OPINION:
THE CLOSER: MY STORY
By Mariano Rivera (with Wayne Coffey)
Little, Brown, $28, 280 pages
In the book of New York Yankees lore, a special chapter will always be reserved for Mariano Rivera.
He’s one of the greatest relief pitchers in Major League Baseball history. Mr. Rivera holds various personal records, including career saves (652) and lowest earned-run average (0.70) and saves (42) in the playoffs. A 13-time All-Star, he helped the Yankees win five World Series. His uniform was retired in 2013.
It’s an amazing story, especially when you consider Mr. Rivera’s background. He grew up dirt poor in Puerto Caimito, a tiny Panamanian fishing village. He wanted to be a soccer star like Pele. He had never heard of baseball legends like Babe Ruth and Hank Aaron. When he boarded a plane for the first time in his life to play pro baseball, he couldn’t have guessed the incredible journey he was about to take.
Mr. Rivera recently wrote his autobiography, “The Closer: My Story,” aided by New York Daily News sports journalist Wayne Coffey. This book, much like its impressive subject, is free from scandal and innuendo. Rather, it’s a deeply personal tale about hard work, perseverance and an unbridled passion for baseball. Pitch by pitch, and season by season, we witness Mr. Rivera’s transformation from a mere mortal into a baseball giant.
His initial route to pro baseball was almost comical.
Mr. Rivera played for the Panama Oeste Vaqueros at age 18. He favorite position was right field. His manager asked him to pitch one day, something he hadn’t done “since I threw a few innings for the provincial team when I was fourteen.” He took the mound in the second inning, throwing the ball “probably no more than eighty-five miles per hour,” but he was “getting ahead of everybody, hitting corners, pitching quickly. We wind up winning the game.”
After this impressive performance, which he thought would be a “one-day fling,” Mr. Rivera returned to his usual schedule. Two teammates, Emilio Gaes and Claudino Hernandez, showed up at his house two weeks later to inform him they’ve arranged a tryout with the New York Yankees. His first thought? “Do you really expect me to believe this?” Yet it was true. They had recommended Mr. Rivera to part-time Yankees scout Chico Heron on the theory “if you refer a player to the Yankees who winds up signing, you get a finder’s fee of two hundred dollars.”
Mr. Rivera pitched three innings for Panama’s national team. He struck out five batters, and allowed one hit. “I probably don’t throw more than thirty or thirty-five pitches,” he recalled, “almost all fastballs with one or two primitive change-ups mixed in.” Yankees scout Herb Raybourn was suitably impressed, and signed him to a minor-league contract and $2,000 bonus.

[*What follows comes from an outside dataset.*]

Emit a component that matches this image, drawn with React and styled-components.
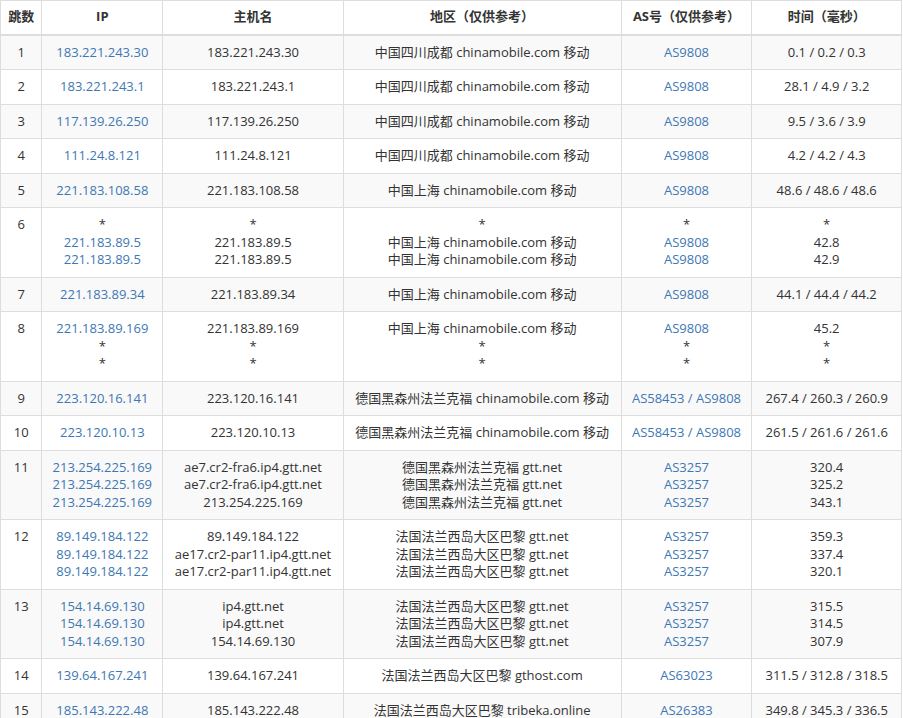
import React from 'react';
import styled, { createGlobalStyle } from 'styled-components';

const Global = createGlobalStyle`
  body { margin: 0; background: #fff; font-family: "Open Sans", "Noto Sans CJK SC", sans-serif; }
`;

const Table = styled.table`
  width: 902px;
  border-collapse: collapse;
  font-size: 13px;
  line-height: 17.5px;
  color: #333;
  border-left: 1px solid #ddd;
  border-top: 1px solid #ddd;
`;

const Th = styled.th`
  font-weight: 700;
  padding: 7px 6px 8px;
  border: 1px solid #ddd;
  border-bottom: 2px solid #ddd;
  text-align: center;
  width: ${p => p.$w}px;
`;

const Row = styled.tr`
  background: ${p => (p.$odd ? '#f9f9f9' : '#fff')};
`;

const Td = styled.td`
  padding: 8px 6px;
  border: 1px solid #ddd;
  text-align: center;
  vertical-align: top;
  white-space: nowrap;
`;

const Link = styled.div`
  color: #3d78b4;
`;

const Plain = styled.div``;

const rows = [
  [['183.221.243.30'], ['183.221.243.30'], ['中国四川成都 chinamobile.com 移动'], ['AS9808'], ['0.1 / 0.2 / 0.3']],
  [['183.221.243.1'], ['183.221.243.1'], ['中国四川成都 chinamobile.com 移动'], ['AS9808'], ['28.1 / 4.9 / 3.2']],
  [['117.139.26.250'], ['117.139.26.250'], ['中国四川成都 chinamobile.com 移动'], ['AS9808'], ['9.5 / 3.6 / 3.9']],
  [['111.24.8.121'], ['111.24.8.121'], ['中国四川成都 chinamobile.com 移动'], ['AS9808'], ['4.2 / 4.2 / 4.3']],
  [['221.183.108.58'], ['221.183.108.58'], ['中国上海 chinamobile.com 移动'], ['AS9808'], ['48.6 / 48.6 / 48.6']],
  [['*', '221.183.89.5', '221.183.89.5'], ['*', '221.183.89.5', '221.183.89.5'], ['*', '中国上海 chinamobile.com 移动', '中国上海 chinamobile.com 移动'], ['*', 'AS9808', 'AS9808'], ['*', '42.8', '42.9']],
  [['221.183.89.34'], ['221.183.89.34'], ['中国上海 chinamobile.com 移动'], ['AS9808'], ['44.1 / 44.4 / 44.2']],
  [['221.183.89.169', '*', '*'], ['221.183.89.169', '*', '*'], ['中国上海 chinamobile.com 移动', '*', '*'], ['AS9808', '*', '*'], ['45.2', '*', '*']],
  [['223.120.16.141'], ['223.120.16.141'], ['德国黑森州法兰克福 chinamobile.com 移动'], ['AS58453 / AS9808'], ['267.4 / 260.3 / 260.9']],
  [['223.120.10.13'], ['223.120.10.13'], ['德国黑森州法兰克福 chinamobile.com 移动'], ['AS58453 / AS9808'], ['261.5 / 261.6 / 261.6']],
  [['213.254.225.169', '213.254.225.169', '213.254.225.169'], ['ae7.cr2-fra6.ip4.gtt.net', 'ae7.cr2-fra6.ip4.gtt.net', '213.254.225.169'], ['德国黑森州法兰克福 gtt.net', '德国黑森州法兰克福 gtt.net', '德国黑森州法兰克福 gtt.net'], ['AS3257', 'AS3257', 'AS3257'], ['320.4', '325.2', '343.1']],
  [['89.149.184.122', '89.149.184.122', '89.149.184.122'], ['89.149.184.122', 'ae17.cr2-par11.ip4.gtt.net', 'ae17.cr2-par11.ip4.gtt.net'], ['法国法兰西岛大区巴黎 gtt.net', '法国法兰西岛大区巴黎 gtt.net', '法国法兰西岛大区巴黎 gtt.net'], ['AS3257', 'AS3257', 'AS3257'], ['359.3', '337.4', '320.1']],
  [['154.14.69.130', '154.14.69.130', '154.14.69.130'], ['ip4.gtt.net', 'ip4.gtt.net', '154.14.69.130'], ['法国法兰西岛大区巴黎 gtt.net', '法国法兰西岛大区巴黎 gtt.net', '法国法兰西岛大区巴黎 gtt.net'], ['AS3257', 'AS3257', 'AS3257'], ['315.5', '314.5', '307.9']],
  [['139.64.167.241'], ['139.64.167.241'], ['法国法兰西岛大区巴黎 gthost.com'], ['AS63023'], ['311.5 / 312.8 / 318.5']],
  [['185.143.222.48'], ['185.143.222.48'], ['法国法兰西岛大区巴黎 tribeka.online'], ['AS26383'], ['349.8 / 345.3 / 336.5']],
];

const Lines = ({ items, link }) =>
  items.map((t, i) =>
    link && t !== '*' ? <Link key={i}>{t}</Link> : <Plain key={i}>{t}</Plain>
  );

const App = () => (
  <>
    <Global />
    <Table>
      <thead>
        <tr>
          <Th $w={44}>跳数</Th>
          <Th $w={118}>IP</Th>
          <Th $w={180}>主机名</Th>
          <Th $w={278}>地区（仅供参考）</Th>
          <Th $w={128}>AS号（仅供参考）</Th>
          <Th $w={153}>时间（毫秒）</Th>
        </tr>
      </thead>
      <tbody>
        {rows.map((r, i) => (
          <Row key={i} $odd={i % 2 === 0}>
            <Td>{i + 1}</Td>
            <Td><Lines items={r[0]} link /></Td>
            <Td><Lines items={r[1]} /></Td>
            <Td><Lines items={r[2]} /></Td>
            <Td><Lines items={r[3]} link /></Td>
            <Td><Lines items={r[4]} /></Td>
          </Row>
        ))}
      </tbody>
    </Table>
  </>
);

export default App;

The rest, as they say, is history.
Mr. Rivera learned early on to “feel no pressure, just want to go out there and be me, and play the game I love.” His first World Series in 1996 brought him great joy, “To be in that pile and celebrate after we had to come back again to beat a team as good as the [Atlanta] Braves is an indescribable feeling.” His religious faith was the perfect complement to his powerful arm in the 2003 playoff victory over the Boston Red Sox, “I am on my hands and knees, kissing the [pitcher’s mound] rubber, saying a prayer to the Lord, crying in the dirt.”
Yes, he made mistakes on the field. A stunning game-winning home run to the Cleveland Indians’s Sandy Alomar Jr. in the 1997 American League divisional playoffs was “the greatest failure of my young career.” Mr. Rivera was determined to do “all I can to make sure it doesn’t happen again.” With only a few exceptions, he did just that.
Plenty of space is also devoted to his wife, Clara. “Marrying her was the best decision I’ve ever made,” he wrote under a caption of their wedding day in November 1991. She’s the senior pastor of an evangelical Christian Church they founded several years ago. In Rivera’s mind, she’s the “mother of our three sons and a woman who is the real superstar of the family.” You can’t receive much higher praise than this.
For baseball fans, and casual observers, Mr. Rivera’s 19-year career is a marvel to behold. Every page of “The Closer” reveals another layer of this surprisingly humble man with an incredible talent he only discovered in adulthood. Yankees fans like me are eternally glad that he did, and thank him for all the wonderful memories he gave us.
Michael Taube is a contributor to The Washington Times.